There is no easy answer to this. If the phenomenon you are studying can be (at least partially) described with fluid theory, it is often helpful to do the fluid theory calculation to gain physical insight to help determine what approximations might make sense in the kinetic theory calculation. Sometimes you just have to make a choice and see where the calculation leads you, then investigate the answer you get to see if it is of interest. If it isn't, then try the other approximation. But in general, if you are trying to understand a particular phenomenon or situation there is no guarantee that either of these expansions will be particularly useful and you may need to resort to numerically solving the actual dispersion relation.

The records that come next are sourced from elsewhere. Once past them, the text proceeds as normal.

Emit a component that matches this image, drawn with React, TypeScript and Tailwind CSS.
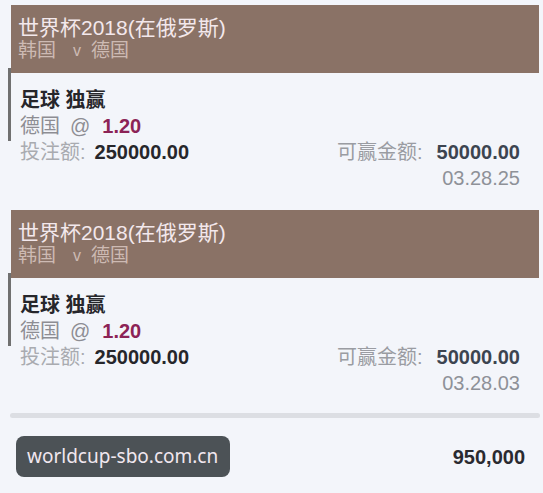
const font = "font-['Liberation_Sans','Noto_Sans_CJK_SC',sans-serif]"

type Bet = {
  event: string
  home: string
  away: string
  market: string
  pick: string
  odds: string
  stake: string
  win: string
  time: string
}

const bets: Bet[] = [
  {
    event: '世界杯2018(在俄罗斯)',
    home: '韩国',
    away: '德国',
    market: '足球 独赢',
    pick: '德国',
    odds: '1.20',
    stake: '250000.00',
    win: '50000.00',
    time: '03.28.25',
  },
  {
    event: '世界杯2018(在俄罗斯)',
    home: '韩国',
    away: '德国',
    market: '足球 独赢',
    pick: '德国',
    odds: '1.20',
    stake: '250000.00',
    win: '50000.00',
    time: '03.28.03',
  },
]

const BetCard = ({ bet }: { bet: Bet }) => (
  <div className="ml-2 mr-[4px]">
    <div className="ml-[3px] flex h-[68px] flex-col bg-[#8a7266] pl-[7px] pt-[11px]">
      <div className="text-[21px] leading-[24px] text-[#f3e8ec]">{bet.event}</div>
      <div className="flex text-[19px] leading-[22px] text-[#cdbab3]">
        <span>{bet.home}</span>
        <span className="ml-[17px] text-[16px]">v</span>
        <span className="ml-[10px]">{bet.away}</span>
      </div>
    </div>
    <div className="flex">
      <div className="-mt-[5px] h-[73px] w-[3px] shrink-0 bg-[#707070]" />
      <div className="flex flex-1 flex-col pl-[9px] pr-[19px] pt-[14px] text-[20px] leading-[26px]">
        <div className="font-bold text-[#26262b]">{bet.market}</div>
        <div className="flex items-center text-[#8d8d93]">
          <span>{bet.pick}</span>
          <span className="ml-[10px]">@</span>
          <span className="ml-[12px] font-bold text-[#8c2356]">{bet.odds}</span>
        </div>
        <div className="flex justify-between">
          <div>
            <span className="text-[#a9abb0]">投注额:</span>
            <span className="ml-[9px] font-bold text-[#26262b]">{bet.stake}</span>
          </div>
          <div>
            <span className="text-[#9a9ca2]">可赢金额:</span>
            <span className="ml-[14px] font-bold text-[#3c4450]">{bet.win}</span>
          </div>
        </div>
        <div className="text-right text-[#8e9198]">{bet.time}</div>
      </div>
    </div>
  </div>
)

export default function App() {
  return (
    <div className={`${font} flex h-[493px] w-[543px] flex-col bg-[#f3f5fa] pt-[5px]`}>
      <div className="flex flex-col gap-[19px]">
        {bets.map((bet, i) => (
          <BetCard key={i} bet={bet} />
        ))}
      </div>
      <div className="ml-[10px] mr-[3px] mt-[17px] h-[5px] rounded-full bg-[#dcdee3]" />
      <div className="mt-[18px] flex items-center justify-between pl-[16px] pr-[18px]">
        <div className="flex h-[41px] w-[214px] items-center rounded-lg bg-[#4c5256] pl-[11px] font-['Noto_Sans',sans-serif] text-[19px] text-[#f1e7ef]">
          worldcup-sbo.com.cn
        </div>
        <div className="text-[20px] font-bold text-[#2a2a30]">950,000</div>
      </div>
    </div>
  )
}
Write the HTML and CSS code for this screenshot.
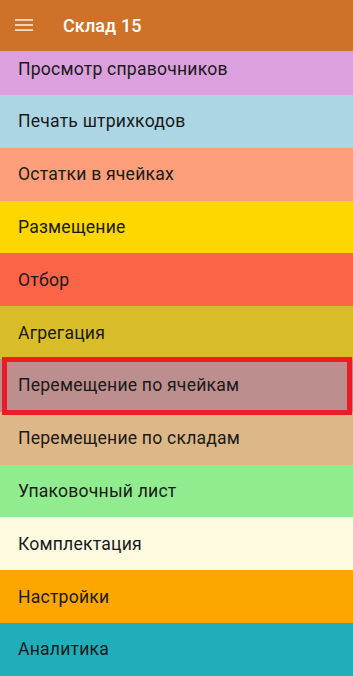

When you add a zeroth order magnetic field then things get more complicated. You end up with a dielectric tensor, where each element contains an infinite series of plasma dispersion functions and modified Bessel functions (at least if you have a Gaussian zeroth-order distribution function). This tensor is then part of the dispersion relation. There are some analytical approximations that can be useful to gain insight into some important phenomena (see any textbook that covers plasma kinetic theory), but in general you numerically solve the dispersion relation. 20+ years ago there was open source code called WHAMP (Waves in Homogeneous Anisotropic Magnetized Plasmas) that you could get to do the numerics for you; I believe it came out of one of the Scandinavian groups, but I have been out of this field for a long time so cannot remember much. However, if I recall correctly WHAMP did require the user to provide a starting "guess", which you would need to get either from one of the large/small argument expansions, or (if appropriate) from a fluid theory calculation. I certainly remember doing a lot of analysis to even get WHAMP started on the dispersion surface I was interested in. Once it found part of the surface, you can then have it follow the surface into the regimes where the analytical approximations do not hold.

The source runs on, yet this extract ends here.